Facebook, the world’s largest social network, announced in July 2010 that it had 500 million users around the world. The company has grown at a meteoric pace, doubling in size since 2009 and pushing international competitors aside. Its policies, more than those of any other company, are helping to define standards for privacy in the Internet age.
The company, founded in 2004 by a Harvard sophomore, Mark Zuckerberg, began life catering first to Harvard students and then to all high school and college students. It has since evolved into a broadly popular online destination used by both teenagers and adults of all ages. In country after country, Facebook is cementing itself as the leader and often displacing other social networks, much as it outflanked MySpace in the United States.
But it has also come to be seen as one of the new titans of the Internet, challenging even Google with a vision of a web tied together through personal relationships and recommendations, rather than by search algorithms. In a major expansion, Facebook has spread itself across other websites by offering members the chance to “Like” something — share it with their network — without leaving the web page they’re on.
In November 2010, Mr. Zuckerberg introduced Facebook Messages, a new unified messaging system that allows people to communicate with one another on the Web and on mobile phones regardless of whether they are using e-mail, text messages or online chat services.
In January, 2011, Facebook raised $500 million from Goldman Sachs and a Russian investor in a deal that values the company at $50 billion — more than companies like eBay, Yahoo and Time Warner. The stake by Goldman Sachs, considered one of Wall Street’s savviest investors, signals the increasing might of Facebook, which has already been bearing down on giants like Google.
But in a surprise move, Goldman said on Jan. 17 that it was limiting its offer to foreign clients because of worries that the deal could run afoul of securities regulations. The decision was considered a serious embarrassment for the bank, which had marketed the investment to its wealthiest clients, including corporate magnates and directors of the nation’s largest companies.
Mr. Zuckerberg had sought to keep close control over the company, spurning a $1 billion offer from Yahoo in 2006 and playing down the idea of a stock offering. But in the wake of the Goldman investment, Facebook said that it will begin reporting its financial results by April 2012, setting the stage for a likely IPO.
The company, based in Palo Alto, Calif., earned $355 million on $1.2 billion in revenue during the first nine months of 2010, according to a document prepared by Goldman for potential investors. That is up from $220 million in earnings on $770 million in sales in 2009.

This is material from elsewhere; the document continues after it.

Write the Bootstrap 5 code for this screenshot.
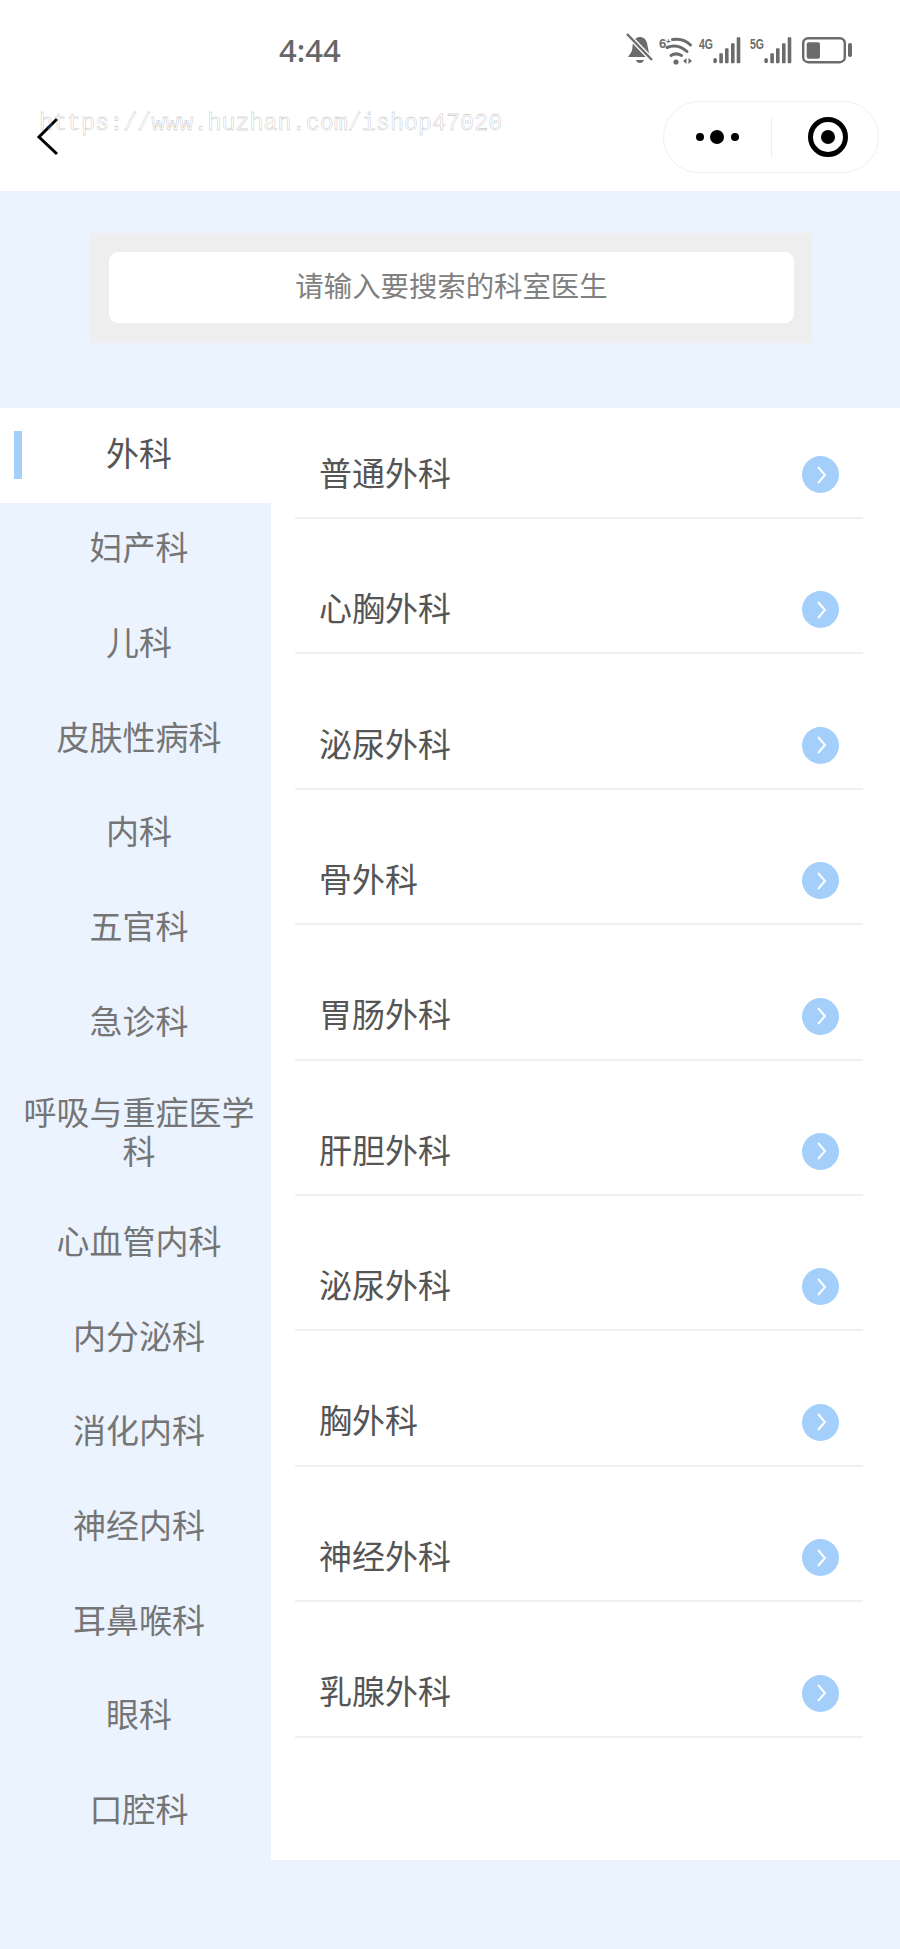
<!DOCTYPE html>
<html lang="zh-CN">
<head>
<meta charset="utf-8">
<title>科室医生</title>
<link rel="stylesheet" href="https://cdn.jsdelivr.net/npm/bootstrap@5.3.0/dist/css/bootstrap.min.css">
<style>
html,body{margin:0;background:#ebf3ff;}
body{font-family:"Noto Sans CJK SC","Noto Sans",sans-serif;width:900px;height:1949px;overflow:hidden;position:relative;}
.top-head{background:#fff;height:191px;}
.stat-row{height:92px;padding:0 0 0 279px;}
.clock{font-family:"Noto Sans",sans-serif;font-weight:500;font-size:31px;color:#666;line-height:1;margin-top:35px;}
.stat-icons{margin:29px 43px 0 auto;}
.nav-row{height:99px;padding:9px 21px 0 0;}
.capsule{width:216px;height:72px;border:1px solid #f0f0f0;border-radius:36px;background:#fff;}
.capsule svg{display:block;}
.back-ico{margin:15px 0 0 36px;}
.watermark{position:absolute;left:39px;top:108px;font-family:"Liberation Mono",monospace;font-size:23.4px;line-height:32px;color:transparent;-webkit-text-stroke:.35px #b4b4b4;white-space:nowrap;}
.search-band{height:217px;padding:42px 88px 0 90px;}
.search-shell{background:#eeeeee;height:110px;padding:19px 18px 20px 19px;}
.search-field{background:#fff;height:71px;border-radius:9px;font-size:28.4px;color:#808080;padding-bottom:4px;}
.dept-wrap{height:1452px;}
.side-col{width:271px;flex:none;}
.side-item{min-height:94.7px;padding:24.5px 14px 24.5px 21px;line-height:38px;font-size:33px;color:#757575;text-align:center;position:relative;}
.side-item.two-line{padding-top:21px;padding-bottom:25.5px;line-height:39.5px;}
.side-item.on{background:#fff;color:#555;}
.side-item.on::before{content:"";position:absolute;left:14px;top:23px;width:8px;height:48px;background:#a3cffa;}
.main-col{background:#fff;padding-left:24px;padding-right:37px;}
.dept-row{height:111px;margin-bottom:24.4px;padding:20px 24px 0 24px;border-bottom:2px solid #f0f0f0;font-size:33px;color:#555;}
.go-dot{width:37px;height:37px;border-radius:50%;background:#a3cffa;margin-top:4px;}
.go-dot svg{display:block;}
</style>
</head>
<body>
<div class="top-head">
  <div class="stat-row d-flex align-items-start">
    <div class="clock">4:44</div>
    <svg class="stat-icons" width="232" height="40" viewBox="0 0 232 40">
      <defs>
        <g id="sig" fill="#6b6b6b">
          <rect x="88.300" y="29" width="3.600" height="5.300" rx="1.800"/>
          <rect x="94.300" y="24.300" width="3.600" height="10" rx=".8"/>
          <rect x="100" y="19.300" width="3.600" height="15" rx=".8"/>
          <rect x="106" y="14.300" width="3.600" height="20" rx=".8"/>
          <rect x="111.700" y="8.300" width="3.600" height="26" rx=".8"/>
        </g>
      </defs>
      <g transform="translate(0 3)">
        <g fill="#6b6b6b">
          <path d="M5 22c3-3 2-7 3-11 1-4 4-6 7-6s6 2 7 6l2 10 3 4H3z"/>
          <path d="M11 28h8c-1 4-7 4-8 0z"/>
        </g>
        <path d="M3 3l25 26" stroke="#fff" stroke-width="5"/>
        <path d="M2 2l25 26" stroke="#6b6b6b" stroke-width="2.400"/>
      </g>
      <text x="34" y="19" font-family="Liberation Sans,sans-serif" font-size="13" font-weight="700" fill="#6b6b6b">6</text>
      <text x="41" y="15" font-family="Liberation Sans,sans-serif" font-size="8" font-weight="700" fill="#6b6b6b">+</text>
      <g fill="none" stroke="#6b6b6b" stroke-width="3" stroke-linecap="round">
        <path d="M47.500 10.500c6-1 13 .5 18 5.500"/>
        <path d="M42 18.500c7-3 14-1.500 20 4"/>
        <path d="M46 26.500c3-2 7-2 10.500 0"/>
      </g>
      <circle cx="51" cy="33" r="2.600" fill="#6b6b6b"/>
      <path d="M61.500 29v6l-3.500-3zM63.500 29v6l3.500-3z" fill="#6b6b6b"/>
      <text x="74" y="20" font-family="Liberation Sans,sans-serif" font-size="14" font-weight="700" fill="#6b6b6b" textLength="14" lengthAdjust="spacingAndGlyphs">4G</text>
      <use href="#sig"/>
      <text x="125" y="20" font-family="Liberation Sans,sans-serif" font-size="14" font-weight="700" fill="#6b6b6b" textLength="14" lengthAdjust="spacingAndGlyphs">5G</text>
      <use href="#sig" x="51"/>
      <rect x="178.200" y="9.200" width="41.600" height="24" rx="5" fill="none" stroke="#6b6b6b" stroke-width="2.400"/>
      <rect x="181.700" y="13.300" width="13.300" height="16.400" rx="2" fill="#6b6b6b"/>
      <rect x="223" y="14" width="4" height="14" rx="1.800" fill="#6b6b6b"/>
    </svg>
  </div>
  <div class="nav-row d-flex align-items-start">
    <svg class="back-ico" width="24" height="44" viewBox="0 0 24 44"><path d="M21 3 3 21l18 17" fill="none" stroke="#000" stroke-width="3"/></svg>
    <div class="capsule d-flex ms-auto">
      <svg width="214" height="70" viewBox="0 0 214 70">
        <circle cx="36" cy="35" r="4" fill="#000"/>
        <circle cx="53" cy="35" r="7" fill="#000"/>
        <circle cx="71" cy="35" r="4" fill="#000"/>
        <path d="M107.500 15v41" stroke="#eee" stroke-width="1"/>
        <circle cx="164" cy="35" r="17.500" fill="none" stroke="#000" stroke-width="5"/>
        <circle cx="164" cy="35" r="7" fill="#000"/>
      </svg>
    </div>
  </div>
</div>
<div class="watermark">https://www.huzhan.com/ishop47020</div>

<div class="search-band">
  <div class="search-shell">
    <div class="search-field d-flex align-items-center justify-content-center">请输入要搜索的科室医生</div>
  </div>
</div>

<div class="dept-wrap d-flex">
  <div class="side-col">
    <div class="side-item on">外科</div>
    <div class="side-item">妇产科</div>
    <div class="side-item">儿科</div>
    <div class="side-item">皮肤性病科</div>
    <div class="side-item">内科</div>
    <div class="side-item">五官科</div>
    <div class="side-item">急诊科</div>
    <div class="side-item two-line">呼吸与重症医学科</div>
    <div class="side-item">心血管内科</div>
    <div class="side-item">内分泌科</div>
    <div class="side-item">消化内科</div>
    <div class="side-item">神经内科</div>
    <div class="side-item">耳鼻喉科</div>
    <div class="side-item">眼科</div>
    <div class="side-item">口腔科</div>
  </div>
  <div class="main-col flex-grow-1">
    <div class="dept-row d-flex align-items-center justify-content-between"><span>普通外科</span><span class="go-dot d-flex align-items-center justify-content-center"><svg width="12" height="22" viewBox="0 0 12 22"><path d="M3 3l7 8-7 8" fill="none" stroke="#fff" stroke-width="2"/></svg></span></div>
    <div class="dept-row d-flex align-items-center justify-content-between"><span>心胸外科</span><span class="go-dot d-flex align-items-center justify-content-center"><svg width="12" height="22" viewBox="0 0 12 22"><path d="M3 3l7 8-7 8" fill="none" stroke="#fff" stroke-width="2"/></svg></span></div>
    <div class="dept-row d-flex align-items-center justify-content-between"><span>泌尿外科</span><span class="go-dot d-flex align-items-center justify-content-center"><svg width="12" height="22" viewBox="0 0 12 22"><path d="M3 3l7 8-7 8" fill="none" stroke="#fff" stroke-width="2"/></svg></span></div>
    <div class="dept-row d-flex align-items-center justify-content-between"><span>骨外科</span><span class="go-dot d-flex align-items-center justify-content-center"><svg width="12" height="22" viewBox="0 0 12 22"><path d="M3 3l7 8-7 8" fill="none" stroke="#fff" stroke-width="2"/></svg></span></div>
    <div class="dept-row d-flex align-items-center justify-content-between"><span>胃肠外科</span><span class="go-dot d-flex align-items-center justify-content-center"><svg width="12" height="22" viewBox="0 0 12 22"><path d="M3 3l7 8-7 8" fill="none" stroke="#fff" stroke-width="2"/></svg></span></div>
    <div class="dept-row d-flex align-items-center justify-content-between"><span>肝胆外科</span><span class="go-dot d-flex align-items-center justify-content-center"><svg width="12" height="22" viewBox="0 0 12 22"><path d="M3 3l7 8-7 8" fill="none" stroke="#fff" stroke-width="2"/></svg></span></div>
    <div class="dept-row d-flex align-items-center justify-content-between"><span>泌尿外科</span><span class="go-dot d-flex align-items-center justify-content-center"><svg width="12" height="22" viewBox="0 0 12 22"><path d="M3 3l7 8-7 8" fill="none" stroke="#fff" stroke-width="2"/></svg></span></div>
    <div class="dept-row d-flex align-items-center justify-content-between"><span>胸外科</span><span class="go-dot d-flex align-items-center justify-content-center"><svg width="12" height="22" viewBox="0 0 12 22"><path d="M3 3l7 8-7 8" fill="none" stroke="#fff" stroke-width="2"/></svg></span></div>
    <div class="dept-row d-flex align-items-center justify-content-between"><span>神经外科</span><span class="go-dot d-flex align-items-center justify-content-center"><svg width="12" height="22" viewBox="0 0 12 22"><path d="M3 3l7 8-7 8" fill="none" stroke="#fff" stroke-width="2"/></svg></span></div>
    <div class="dept-row d-flex align-items-center justify-content-between"><span>乳腺外科</span><span class="go-dot d-flex align-items-center justify-content-center"><svg width="12" height="22" viewBox="0 0 12 22"><path d="M3 3l7 8-7 8" fill="none" stroke="#fff" stroke-width="2"/></svg></span></div>
  </div>
</div>
<script src="https://cdn.jsdelivr.net/npm/bootstrap@5.3.0/dist/js/bootstrap.bundle.min.js"></script>
</body>
</html>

Like other social networks, Facebook allows its users to create a profile page and forge online links with friends and acquaintances. It has distinguished itself from rivals, partly by imposing a spartan design ethos and limiting how users can change the appearance of their profile pages. That has cut down on visual clutter and threats like spam, which plague rivals. It has decisively outstripped other networks that preceded it, like MySpace and Friendster, becoming what many analysts see as the “default platform” of a new age of information organized around personal relationships.